Many artists display their works on Ebay and they sell them. Type in a search for ACEO and look at the incredible variety of artwork available. While serious artwork abounds on Ebay, and there are many artists with galleries online who are self-representing, ACEO works provide a great venue for selling art to the public, real original art or limited editions at a reasonable starting price.

Ebay hosts various groups that meet to discuss and exchange artwork. Artists and enthusiasts join these groups and trade cards or "challenges" and "dares." A dare comes from one artist and is assigned to another to paint a subject or a theme. This can take the artist out of their comfort zone and is a way to spark imagination and growth.

There are now galleries around the US that display and sell ACEO's, which tells us that this art form is growing in popularity everywhere.


As a hobby, ACEO's are great fun for the amateur artist, and can be cost-effective.
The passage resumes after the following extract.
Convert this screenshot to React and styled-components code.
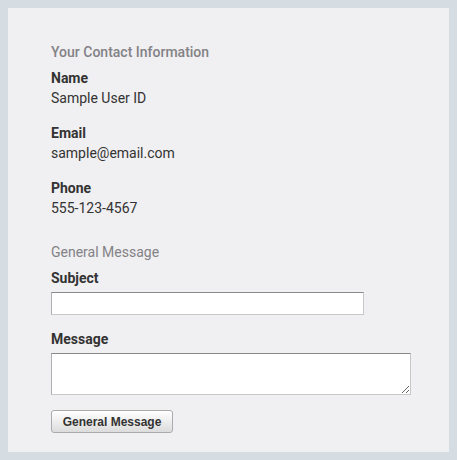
import React from "react";
import styled, { createGlobalStyle } from "styled-components";

const Global = createGlobalStyle`
  html, body { margin: 0; padding: 0; background: #d5dde3; }
  body { font-family: Roboto, "Liberation Sans", Arial, sans-serif; }
`;

const Page = styled.div`
  padding: 8px 8px 8px 8px;
  box-sizing: border-box;
  width: 457px;
  height: 460px;
`;

const Panel = styled.form`
  background: #f0eff1;
  width: 441px;
  height: 444px;
  box-sizing: border-box;
  padding: 34px 38px 19px 43px;
  display: flex;
  flex-direction: column;
  align-items: flex-start;
`;

const Heading = styled.h2`
  margin: ${(p) => p.$top || 0}px 0 6px 0;
  font-size: 14px;
  line-height: 20px;
  font-weight: ${(p) => (p.$strong ? 500 : 400)};
  color: #838286;
`;

const Field = styled.div`
  display: flex;
  flex-direction: column;
  margin-bottom: 15px;
`;

const Label = styled.label`
  font-size: 14px;
  line-height: 20px;
  font-weight: 700;
  color: #333333;
`;

const Value = styled.div`
  font-size: 14px;
  line-height: 20px;
  color: #333333;
`;

const InputField = styled.div`
  display: flex;
  flex-direction: column;
  gap: 4px;
  margin-bottom: ${(p) => p.$mb}px;
`;

const TextInput = styled.input`
  width: 313px;
  height: 23px;
  box-sizing: border-box;
  border: 1px solid #c8c8c8;
  border-top-color: #8a8a8a;
  border-left-color: #b0b0b0;
  background: #fff;
  margin: 0;
  padding: 2px 4px;
  outline: none;
`;

const TextArea = styled.textarea`
  width: 360px;
  height: 42px;
  box-sizing: border-box;
  border: 1px solid #c8c8c8;
  border-top-color: #8a8a8a;
  border-left-color: #b0b0b0;
  background: #fff;
  margin: 0;
  padding: 2px 4px;
  outline: none;
  display: block;
`;

const Button = styled.button`
  height: 23px;
  width: 122px;
  box-sizing: border-box;
  border: 1px solid #ababab;
  border-radius: 3px;
  background: linear-gradient(#ffffff, #ececec 55%, #dcdcdc);
  font-family: "Liberation Sans", Arial, sans-serif;
  font-size: 12px;
  font-weight: 700;
  color: #333;
  padding: 0;
  cursor: pointer;
`;

export default function App() {
  return (
    <>
      <Global />
      <Page>
        <Panel onSubmit={(e) => e.preventDefault()}>
          <Heading $strong>Your Contact Information</Heading>
          <Field>
            <Label>Name</Label>
            <Value>Sample User ID</Value>
          </Field>
          <Field>
            <Label>Email</Label>
            <Value>sample@email.com</Value>
          </Field>
          <Field>
            <Label>Phone</Label>
            <Value>555-123-4567</Value>
          </Field>
          <Heading $top={9}>General Message</Heading>
          <InputField $mb={14}>
            <Label>Subject</Label>
            <TextInput type="text" />
          </InputField>
          <InputField $mb={15}>
            <Label>Message</Label>
            <TextArea />
          </InputField>
          <Button type="submit">General Message</Button>
        </Panel>
      </Page>
    </>
  );
}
While canvas, clayboard and watercolor paper are sometimes quite expensive, working in a small format means many works can be obtained from a standard sheet of fine paper. The constraints of working in small format help sharpen skills in composition and value as well as being a real challenge in portraiture. As you get better as an artist, you may feel it is time to list and sell your work. Then you have become--a professional, if you accept the widely-held definition that a professional artist is one who sells their works for compensation.


ACEO's are a growing passion for many people. People collect by subject matter (cats, horses, dogs, wildlife, landscape, or medium (drawings, oils, acrylics, watercolors, colored pencil, altered media and collage.) There are a number of ways to display the collection. Many people keep the cards in sports-cards albums because the 2.5 x 3.5 inch cards fit perfectly into those sleeves. Other people incorporate them into their scrapbooks. Frames are available that display one or more favorite ACEO's. The frame can be a permanent decoration on the wall or desk, or it can be a changing art gallery, slipping a card in and out of a frame for a change of pace. The accessibility of ACEO's--fine art at a reasonable price, plus the small size make this portable art that fits many lifestyles. And historically, miniatures have been highly prized collectibles, from Persian miniatures, Victorian miniatures to today's incredible variety of cards to collect and display.


For children, ACEO making and collecting can become a rewarding past-time, one that can be done alone or with friends and classmates and family. I suggest that families start their own ACEO time at home. A rainy afternoon spent in creating cards can be a wonderful time of togetherness, sparking imagination and creativity. Have a clothesline artshow at the dollhouse afterwards and admire your results. ACEO's are truly art-for-everyone.